Show each line of the data below that has the string "with" in it.

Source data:
=======

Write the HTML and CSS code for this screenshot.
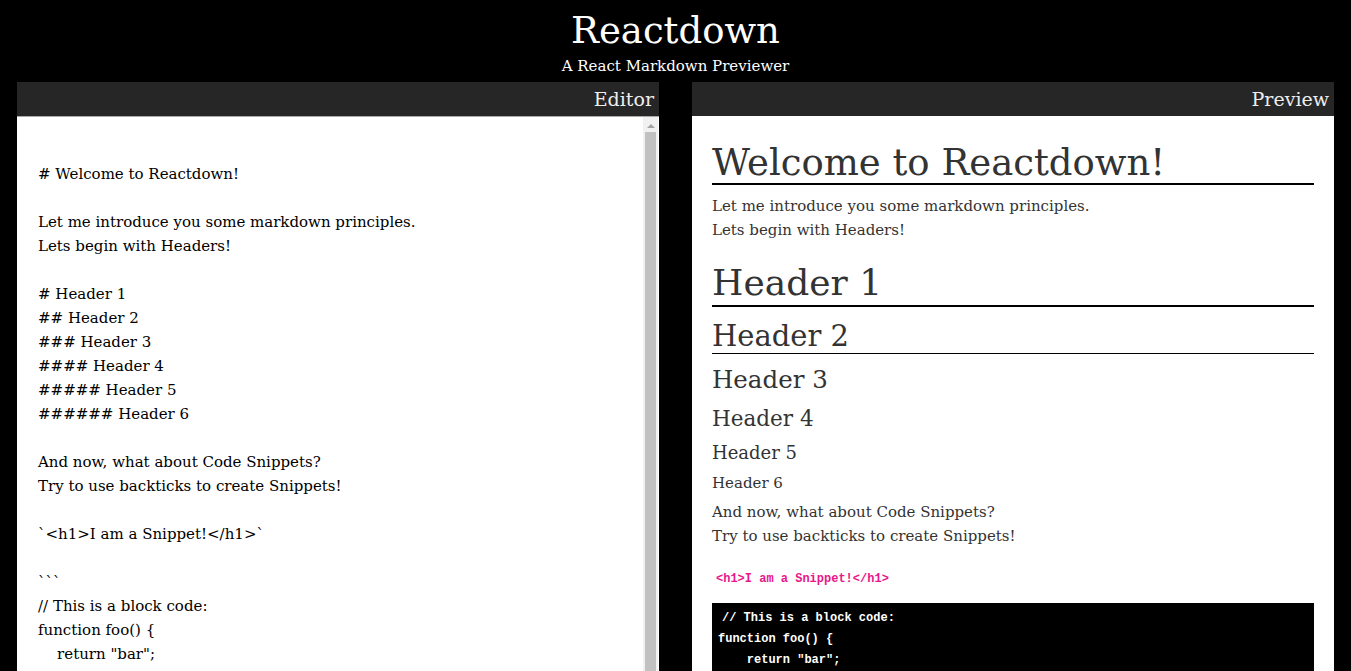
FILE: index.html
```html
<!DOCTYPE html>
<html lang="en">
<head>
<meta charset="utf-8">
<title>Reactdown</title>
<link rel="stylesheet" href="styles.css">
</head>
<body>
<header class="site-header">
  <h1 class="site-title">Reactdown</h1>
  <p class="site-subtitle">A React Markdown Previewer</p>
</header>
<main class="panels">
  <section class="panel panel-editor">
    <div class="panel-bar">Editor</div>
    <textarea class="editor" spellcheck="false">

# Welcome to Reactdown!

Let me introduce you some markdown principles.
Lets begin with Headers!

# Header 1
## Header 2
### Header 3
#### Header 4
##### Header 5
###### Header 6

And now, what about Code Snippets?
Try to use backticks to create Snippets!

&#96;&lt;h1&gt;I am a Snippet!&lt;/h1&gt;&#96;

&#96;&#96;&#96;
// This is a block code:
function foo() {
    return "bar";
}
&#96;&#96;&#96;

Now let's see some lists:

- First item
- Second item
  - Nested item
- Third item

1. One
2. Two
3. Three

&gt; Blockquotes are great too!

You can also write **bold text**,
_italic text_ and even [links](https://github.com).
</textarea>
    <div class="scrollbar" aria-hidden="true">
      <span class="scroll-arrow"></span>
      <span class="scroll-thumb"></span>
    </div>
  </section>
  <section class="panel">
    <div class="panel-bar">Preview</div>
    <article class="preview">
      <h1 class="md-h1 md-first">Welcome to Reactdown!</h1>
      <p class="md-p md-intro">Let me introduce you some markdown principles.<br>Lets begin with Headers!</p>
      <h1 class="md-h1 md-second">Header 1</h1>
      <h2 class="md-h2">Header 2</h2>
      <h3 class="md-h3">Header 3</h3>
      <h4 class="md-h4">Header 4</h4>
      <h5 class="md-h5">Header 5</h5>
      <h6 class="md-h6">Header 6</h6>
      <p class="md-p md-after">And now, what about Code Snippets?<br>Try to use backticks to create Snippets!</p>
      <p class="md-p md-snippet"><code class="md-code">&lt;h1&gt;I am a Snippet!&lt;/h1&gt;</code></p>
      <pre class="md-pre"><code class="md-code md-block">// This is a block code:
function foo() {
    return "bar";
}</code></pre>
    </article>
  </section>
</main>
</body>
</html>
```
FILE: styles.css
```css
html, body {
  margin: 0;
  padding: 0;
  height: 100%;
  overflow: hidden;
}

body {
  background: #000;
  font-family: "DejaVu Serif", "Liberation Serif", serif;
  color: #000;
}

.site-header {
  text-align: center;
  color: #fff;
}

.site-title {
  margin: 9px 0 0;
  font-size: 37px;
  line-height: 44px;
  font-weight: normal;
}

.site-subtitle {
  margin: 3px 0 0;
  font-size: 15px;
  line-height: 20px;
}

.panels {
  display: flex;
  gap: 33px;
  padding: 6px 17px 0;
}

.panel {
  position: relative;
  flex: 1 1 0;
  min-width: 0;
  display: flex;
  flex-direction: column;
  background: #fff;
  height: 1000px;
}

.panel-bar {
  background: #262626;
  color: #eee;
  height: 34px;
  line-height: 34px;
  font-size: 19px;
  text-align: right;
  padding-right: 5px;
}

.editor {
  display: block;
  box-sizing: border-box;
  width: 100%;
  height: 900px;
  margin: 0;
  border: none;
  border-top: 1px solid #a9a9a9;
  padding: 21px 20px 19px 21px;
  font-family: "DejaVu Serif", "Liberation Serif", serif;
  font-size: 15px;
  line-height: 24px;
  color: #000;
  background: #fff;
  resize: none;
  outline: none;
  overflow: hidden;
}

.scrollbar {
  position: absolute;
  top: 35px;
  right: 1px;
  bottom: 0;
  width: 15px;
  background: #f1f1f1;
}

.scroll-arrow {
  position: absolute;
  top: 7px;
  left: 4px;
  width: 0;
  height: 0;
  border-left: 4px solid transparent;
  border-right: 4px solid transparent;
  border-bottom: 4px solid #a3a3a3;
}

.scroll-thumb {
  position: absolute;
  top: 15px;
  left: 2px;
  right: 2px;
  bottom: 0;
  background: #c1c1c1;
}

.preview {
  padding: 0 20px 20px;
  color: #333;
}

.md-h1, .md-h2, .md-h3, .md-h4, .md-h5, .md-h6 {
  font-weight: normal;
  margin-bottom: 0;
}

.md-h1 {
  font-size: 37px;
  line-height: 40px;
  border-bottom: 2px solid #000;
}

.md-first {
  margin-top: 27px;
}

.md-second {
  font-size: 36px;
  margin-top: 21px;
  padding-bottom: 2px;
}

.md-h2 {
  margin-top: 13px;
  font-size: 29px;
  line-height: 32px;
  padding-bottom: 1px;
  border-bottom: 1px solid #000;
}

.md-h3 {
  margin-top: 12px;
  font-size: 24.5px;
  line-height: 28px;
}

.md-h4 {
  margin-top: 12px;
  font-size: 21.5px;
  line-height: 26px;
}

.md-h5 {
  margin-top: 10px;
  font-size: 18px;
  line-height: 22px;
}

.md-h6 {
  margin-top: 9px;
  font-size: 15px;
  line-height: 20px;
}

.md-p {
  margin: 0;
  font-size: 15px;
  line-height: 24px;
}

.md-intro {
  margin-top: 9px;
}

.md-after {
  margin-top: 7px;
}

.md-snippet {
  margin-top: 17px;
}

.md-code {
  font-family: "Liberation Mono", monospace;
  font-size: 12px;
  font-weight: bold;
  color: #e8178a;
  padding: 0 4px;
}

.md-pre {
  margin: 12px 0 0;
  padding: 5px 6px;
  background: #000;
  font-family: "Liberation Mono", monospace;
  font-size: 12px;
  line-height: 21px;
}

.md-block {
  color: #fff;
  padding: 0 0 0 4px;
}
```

=======

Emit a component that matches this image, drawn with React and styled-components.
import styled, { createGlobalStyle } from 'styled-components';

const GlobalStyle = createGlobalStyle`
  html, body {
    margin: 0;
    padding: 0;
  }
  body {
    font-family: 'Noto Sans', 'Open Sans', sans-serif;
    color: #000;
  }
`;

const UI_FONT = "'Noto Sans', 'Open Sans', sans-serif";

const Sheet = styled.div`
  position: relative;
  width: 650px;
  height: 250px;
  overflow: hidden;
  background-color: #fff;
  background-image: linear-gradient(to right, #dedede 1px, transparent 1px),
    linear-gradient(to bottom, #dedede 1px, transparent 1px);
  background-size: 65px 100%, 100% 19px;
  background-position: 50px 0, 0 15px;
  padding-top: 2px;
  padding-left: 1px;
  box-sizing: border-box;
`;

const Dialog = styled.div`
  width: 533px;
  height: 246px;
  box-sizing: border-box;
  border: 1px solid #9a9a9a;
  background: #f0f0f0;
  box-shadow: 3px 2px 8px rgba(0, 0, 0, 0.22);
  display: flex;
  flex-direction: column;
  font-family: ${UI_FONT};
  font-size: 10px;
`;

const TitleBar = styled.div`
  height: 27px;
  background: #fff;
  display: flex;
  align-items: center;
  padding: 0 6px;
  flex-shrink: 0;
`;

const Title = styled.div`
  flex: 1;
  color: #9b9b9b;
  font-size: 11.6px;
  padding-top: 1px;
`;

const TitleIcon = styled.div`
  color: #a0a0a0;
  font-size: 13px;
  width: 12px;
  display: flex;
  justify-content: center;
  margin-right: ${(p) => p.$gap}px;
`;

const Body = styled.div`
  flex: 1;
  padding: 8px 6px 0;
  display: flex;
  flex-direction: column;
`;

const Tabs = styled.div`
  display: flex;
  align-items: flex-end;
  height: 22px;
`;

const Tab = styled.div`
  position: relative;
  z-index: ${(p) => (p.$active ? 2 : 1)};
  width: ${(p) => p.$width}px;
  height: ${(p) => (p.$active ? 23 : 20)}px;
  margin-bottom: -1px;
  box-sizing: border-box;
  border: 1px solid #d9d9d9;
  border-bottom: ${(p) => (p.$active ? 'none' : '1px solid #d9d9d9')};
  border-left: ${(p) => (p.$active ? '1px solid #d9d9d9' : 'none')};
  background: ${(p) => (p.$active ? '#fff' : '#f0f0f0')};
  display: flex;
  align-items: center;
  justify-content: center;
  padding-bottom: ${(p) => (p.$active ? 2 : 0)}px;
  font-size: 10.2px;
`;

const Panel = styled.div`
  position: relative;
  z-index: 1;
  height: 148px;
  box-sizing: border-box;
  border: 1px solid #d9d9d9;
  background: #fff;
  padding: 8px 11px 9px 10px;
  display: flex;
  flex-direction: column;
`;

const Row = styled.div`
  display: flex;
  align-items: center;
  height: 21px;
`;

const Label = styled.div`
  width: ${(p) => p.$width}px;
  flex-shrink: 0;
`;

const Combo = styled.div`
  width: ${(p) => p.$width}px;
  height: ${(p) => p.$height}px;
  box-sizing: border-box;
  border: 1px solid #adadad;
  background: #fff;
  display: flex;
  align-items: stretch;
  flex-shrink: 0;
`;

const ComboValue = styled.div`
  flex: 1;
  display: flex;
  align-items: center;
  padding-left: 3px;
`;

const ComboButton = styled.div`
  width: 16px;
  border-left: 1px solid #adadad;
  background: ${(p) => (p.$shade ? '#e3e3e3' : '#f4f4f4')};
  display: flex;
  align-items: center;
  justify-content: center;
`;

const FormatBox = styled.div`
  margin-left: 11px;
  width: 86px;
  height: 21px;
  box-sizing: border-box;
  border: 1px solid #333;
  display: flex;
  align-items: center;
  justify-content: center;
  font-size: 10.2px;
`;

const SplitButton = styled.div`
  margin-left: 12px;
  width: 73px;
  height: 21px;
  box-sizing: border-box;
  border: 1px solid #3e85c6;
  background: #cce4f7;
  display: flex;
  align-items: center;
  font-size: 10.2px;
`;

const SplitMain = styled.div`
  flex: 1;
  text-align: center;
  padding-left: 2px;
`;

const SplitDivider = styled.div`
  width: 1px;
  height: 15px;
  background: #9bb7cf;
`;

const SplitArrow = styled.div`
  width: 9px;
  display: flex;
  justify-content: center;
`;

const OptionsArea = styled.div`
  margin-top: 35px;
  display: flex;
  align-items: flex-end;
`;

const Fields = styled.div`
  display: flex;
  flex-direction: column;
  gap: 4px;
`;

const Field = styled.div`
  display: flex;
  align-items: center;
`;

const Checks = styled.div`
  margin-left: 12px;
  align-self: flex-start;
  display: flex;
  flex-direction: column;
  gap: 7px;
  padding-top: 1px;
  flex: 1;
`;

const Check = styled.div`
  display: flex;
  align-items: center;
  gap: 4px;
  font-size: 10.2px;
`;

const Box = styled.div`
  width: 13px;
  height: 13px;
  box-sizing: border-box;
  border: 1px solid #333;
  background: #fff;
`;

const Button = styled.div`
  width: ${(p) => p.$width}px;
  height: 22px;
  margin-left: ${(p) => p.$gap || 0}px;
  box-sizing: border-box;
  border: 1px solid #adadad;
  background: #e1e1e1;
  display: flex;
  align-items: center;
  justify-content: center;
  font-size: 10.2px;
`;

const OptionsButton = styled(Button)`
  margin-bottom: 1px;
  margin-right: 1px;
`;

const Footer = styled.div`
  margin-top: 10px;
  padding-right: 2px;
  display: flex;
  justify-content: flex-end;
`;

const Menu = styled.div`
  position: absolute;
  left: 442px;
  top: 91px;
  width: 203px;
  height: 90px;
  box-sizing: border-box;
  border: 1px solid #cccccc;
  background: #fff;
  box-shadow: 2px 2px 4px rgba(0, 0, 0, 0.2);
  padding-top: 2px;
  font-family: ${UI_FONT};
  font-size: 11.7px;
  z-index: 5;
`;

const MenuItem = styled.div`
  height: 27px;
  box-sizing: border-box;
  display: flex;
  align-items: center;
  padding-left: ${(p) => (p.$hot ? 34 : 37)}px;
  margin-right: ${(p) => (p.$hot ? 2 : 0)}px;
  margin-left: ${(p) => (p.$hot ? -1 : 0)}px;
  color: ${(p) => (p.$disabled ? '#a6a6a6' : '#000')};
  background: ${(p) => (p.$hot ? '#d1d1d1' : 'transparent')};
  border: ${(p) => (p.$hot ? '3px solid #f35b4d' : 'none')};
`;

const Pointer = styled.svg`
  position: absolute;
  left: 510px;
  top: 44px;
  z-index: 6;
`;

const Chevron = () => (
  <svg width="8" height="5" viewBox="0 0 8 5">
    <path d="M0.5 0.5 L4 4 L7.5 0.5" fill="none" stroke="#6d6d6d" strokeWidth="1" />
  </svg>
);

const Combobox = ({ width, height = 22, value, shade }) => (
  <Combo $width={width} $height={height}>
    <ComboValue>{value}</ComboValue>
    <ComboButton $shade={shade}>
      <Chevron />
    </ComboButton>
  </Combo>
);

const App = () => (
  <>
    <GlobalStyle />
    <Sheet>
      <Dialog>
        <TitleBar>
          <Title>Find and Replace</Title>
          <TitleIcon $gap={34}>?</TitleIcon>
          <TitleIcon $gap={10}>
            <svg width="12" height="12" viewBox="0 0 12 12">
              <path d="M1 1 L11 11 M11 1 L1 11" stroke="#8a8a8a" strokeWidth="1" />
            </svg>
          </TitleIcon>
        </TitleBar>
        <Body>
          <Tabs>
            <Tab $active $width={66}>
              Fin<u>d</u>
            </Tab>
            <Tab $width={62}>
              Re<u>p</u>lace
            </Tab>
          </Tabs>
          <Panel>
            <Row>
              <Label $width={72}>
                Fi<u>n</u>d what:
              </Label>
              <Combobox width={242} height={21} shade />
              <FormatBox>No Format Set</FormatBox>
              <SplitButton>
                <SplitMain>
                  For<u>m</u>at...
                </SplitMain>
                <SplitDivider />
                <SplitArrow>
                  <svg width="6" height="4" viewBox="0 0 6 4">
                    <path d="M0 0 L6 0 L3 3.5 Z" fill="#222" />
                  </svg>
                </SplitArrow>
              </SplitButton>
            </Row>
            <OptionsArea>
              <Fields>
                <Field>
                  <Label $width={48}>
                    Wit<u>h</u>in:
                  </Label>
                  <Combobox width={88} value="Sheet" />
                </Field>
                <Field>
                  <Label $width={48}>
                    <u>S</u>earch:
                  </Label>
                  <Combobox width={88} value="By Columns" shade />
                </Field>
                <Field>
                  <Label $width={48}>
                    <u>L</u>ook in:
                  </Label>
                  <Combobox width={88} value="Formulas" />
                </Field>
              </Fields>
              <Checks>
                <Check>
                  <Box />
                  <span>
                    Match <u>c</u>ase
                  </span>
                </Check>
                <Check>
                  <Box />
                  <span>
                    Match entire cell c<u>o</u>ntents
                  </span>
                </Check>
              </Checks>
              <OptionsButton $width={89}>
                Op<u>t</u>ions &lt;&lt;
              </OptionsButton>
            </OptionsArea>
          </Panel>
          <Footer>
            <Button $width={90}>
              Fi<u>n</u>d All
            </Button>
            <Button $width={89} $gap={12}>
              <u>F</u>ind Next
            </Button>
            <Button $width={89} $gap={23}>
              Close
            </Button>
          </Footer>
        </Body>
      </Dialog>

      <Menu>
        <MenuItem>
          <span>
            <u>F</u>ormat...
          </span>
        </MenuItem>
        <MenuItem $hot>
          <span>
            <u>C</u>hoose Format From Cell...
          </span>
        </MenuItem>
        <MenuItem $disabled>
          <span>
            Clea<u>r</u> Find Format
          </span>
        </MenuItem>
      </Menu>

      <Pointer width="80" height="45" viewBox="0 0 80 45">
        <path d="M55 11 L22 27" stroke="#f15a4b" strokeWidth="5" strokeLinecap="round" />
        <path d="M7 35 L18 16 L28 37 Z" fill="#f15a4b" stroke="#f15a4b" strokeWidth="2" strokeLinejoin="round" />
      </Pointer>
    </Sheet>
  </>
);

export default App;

=======

◆ WRITTEN ANSWER ◆
Lets begin with Headers!
      <p class="md-p md-intro">Let me introduce you some markdown principles.<br>Lets begin with Headers!</p>
Emit a component that matches this image, drawn with React and styled-components.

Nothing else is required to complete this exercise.